Wills debate: Common sense prevailed or administration nightmare?
We all know, in life, mistakes happen. The majority of time, when a mistake occurs, we pick ourselves up, dust ourselves off, learn from it and move on. However when a mistake occurs in someone’s Will this can be much harder to do and, typically, result in the Will being deemed invalid.
That is until a recent decision by the Supreme Court has turned this on its head, leaving many solicitors somewhat perplexed.
The case of Marley v Rawlings was unanimously upheld by the court despite the glaring error which occurred during the Will writing process when the husband and wife inadvertently sign one another’s Wills by mistake.
Typically this type of clerical error would have meant the Will was invalid.

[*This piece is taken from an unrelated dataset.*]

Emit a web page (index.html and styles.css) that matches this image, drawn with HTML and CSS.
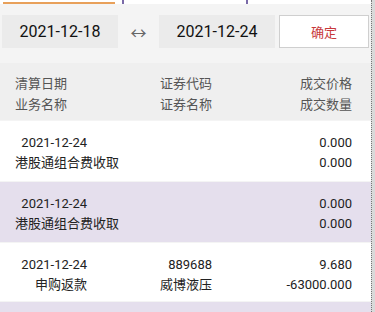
FILE: index.html
```html
<!DOCTYPE html>
<html lang="zh-CN">
<head>
    <meta charset="UTF-8">
    <meta name="viewport" content="width=device-width, initial-scale=1.0">
    <title>交割单查询</title>
    <link rel="stylesheet" href="styles.css">
</head>
<body>

<div class="screen">
    <div class="page">
        <!-- tab strip (cut off at top) -->
        <div class="tabs">
            <div class="tab active"></div>
            <div class="tab"></div>
            <div class="tab"></div>
        </div>

        <!-- date range -->
        <div class="range">
            <div class="date-box">2021-12-18</div>
            <div class="range-arrow">↔</div>
            <div class="date-box">2021-12-24</div>
            <button class="confirm">确定</button>
        </div>

        <!-- list header -->
        <div class="list-head">
            <div class="col col-1">
                <div>清算日期</div>
                <div>业务名称</div>
            </div>
            <div class="col col-2">
                <div>证券代码</div>
                <div>证券名称</div>
            </div>
            <div class="col col-3">
                <div>成交价格</div>
                <div>成交数量</div>
            </div>
        </div>

        <!-- records -->
        <div class="record">
            <div class="col col-1">
                <div>2021-12-24</div>
                <div>港股通组合费收取</div>
            </div>
            <div class="col col-2">
                <div></div>
                <div></div>
            </div>
            <div class="col col-3">
                <div>0.000</div>
                <div>0.000</div>
            </div>
        </div>
        <div class="record alt">
            <div class="col col-1">
                <div>2021-12-24</div>
                <div>港股通组合费收取</div>
            </div>
            <div class="col col-2">
                <div></div>
                <div></div>
            </div>
            <div class="col col-3">
                <div>0.000</div>
                <div>0.000</div>
            </div>
        </div>
        <div class="record short">
            <div class="col col-1">
                <div>2021-12-24</div>
                <div>申购返款</div>
            </div>
            <div class="col col-2">
                <div>889688</div>
                <div>威博液压</div>
            </div>
            <div class="col col-3">
                <div>9.680</div>
                <div>-63000.000</div>
            </div>
        </div>
        <div class="record alt"></div>
    </div>
    <div class="scrollbar"></div>
</div>

</body>
</html>
```

FILE: styles.css
```css
body {
    margin: 0;
    font-family: Roboto, "Noto Sans CJK SC", sans-serif;
    color: #222;
    background-color: #fff;
}
.screen {
    display: flex;
    width: 375px;
    height: 312px;
    overflow: hidden;
}
.page {
    flex: 1;
    background-color: #f4f4f4;
}
.scrollbar {
    width: 3px;
    background-color: #d9d9d9;
    border-left: 1px dotted #777;
}

/* tabs */
.tabs {
    display: flex;
    height: 4px;
    background-color: #fff;
}
.tab {
    width: 122px;
    border-right: 2px solid #7a6aa8;
}
.tab:last-child {
    border-right: none;
}
.tab.active {
    position: relative;
}
.tab.active::after {
    content: "";
    position: absolute;
    left: 3px;
    right: 7px;
    bottom: 0;
    height: 2px;
    background-color: #e8a05a;
}

/* date range */
.range {
    display: flex;
    align-items: center;
    padding: 11px 0 0 2px;
    height: 33px;
}
.date-box {
    width: 116px;
    height: 33px;
    line-height: 33px;
    text-align: center;
    background-color: #ebebeb;
    font-size: 16px;
    color: #111;
}
.range-arrow {
    width: 41px;
    text-align: center;
    font-size: 16px;
    color: #666;
}
.confirm {
    margin-left: 4px;
    width: 90px;
    height: 33px;
    background-color: #fff;
    border: 1px solid #cfcfcf;
    color: #c8383a;
    font-family: inherit;
    font-size: 13px;
    padding: 0;
}

/* list */
.list-head {
    display: flex;
    margin-top: 15px;
    height: 57px;
    padding: 10px 19px 0 15px;
    box-sizing: border-box;
    background-color: #efefef;
    color: #555;
    font-size: 13px;
    line-height: 21px;
}
.list-head .col-1 {
    text-align: left;
}
.record {
    display: flex;
    height: 60px;
    margin-top: 1px;
    padding: 12px 19px 0 15px;
    box-sizing: border-box;
    background-color: #fff;
    font-size: 13px;
    line-height: 20px;
}
.record.short {
    height: 58px;
}
.record.alt {
    background-color: #e5dfed;
}
.col {
    white-space: nowrap;
}
.col-1 {
    width: 72px;
    text-align: right;
}
.col-2 {
    width: 125px;
    text-align: right;
}
.col-3 {
    flex: 1;
    text-align: right;
}
```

However Lord Neuberger upheld the original documents, basing the decision on commercial contract rules:
“When interpreting a contract, the court is concerned to find the intention of the party or parties, and it does this identifying the meaning of the relevant words, (a) in the light of (i) the natural and ordinary meaning of those words, (ii) the overall purpose of the document, (iii) any other provisions of the document, (iv) the facts known or assumed by the parties at the time that document was executed, and (v) common sense, but (b) ignoring subjective evidence of any party’s intentions.
“When it comes to interpreting Wills, it seems to me that the approach should be the same. Whether the document in question is a commercial contract or a Will, the aim is to identify the intention of the party or parties to the document by interpreting the words used in their documentary, factual and commercial context.”
On the surface this would appear that ‘common sense’ has prevailed, that this approach is a lot ‘fairer’ than to invalidate a Will because of an error. However there is concern that the lack of clarity surrounding what constitutes a ‘clerical error’ could create a much bigger problem by possibly opening the floodgates to litigation.
Linda Cummins is the Head of Wills and Probate at Goldsmith Williams:
“It can be devastating when a Will is deemed invalid and, as a result, the estate is administered under the Rules of Intestacy so leaving intended beneficiaries without an inheritance. You can understand the frustration of the testator’s loved ones when there has been an error which produces a result clearly against that which the testator wanted to achieve. For that reason this latest decision would appear to be a case of ‘common sense prevailing’ in a very fact specific case.
“However if this approach is to be ‘as standard’ there must be clarity surrounding the topic.
“We encourage anyone who is making a Will to enlist the help of a fully qualified solicitor. By having an experienced professional draft your Will you will minimise the risk of clerical errors occurring in the first place thus avoiding this potential costly legal situation.”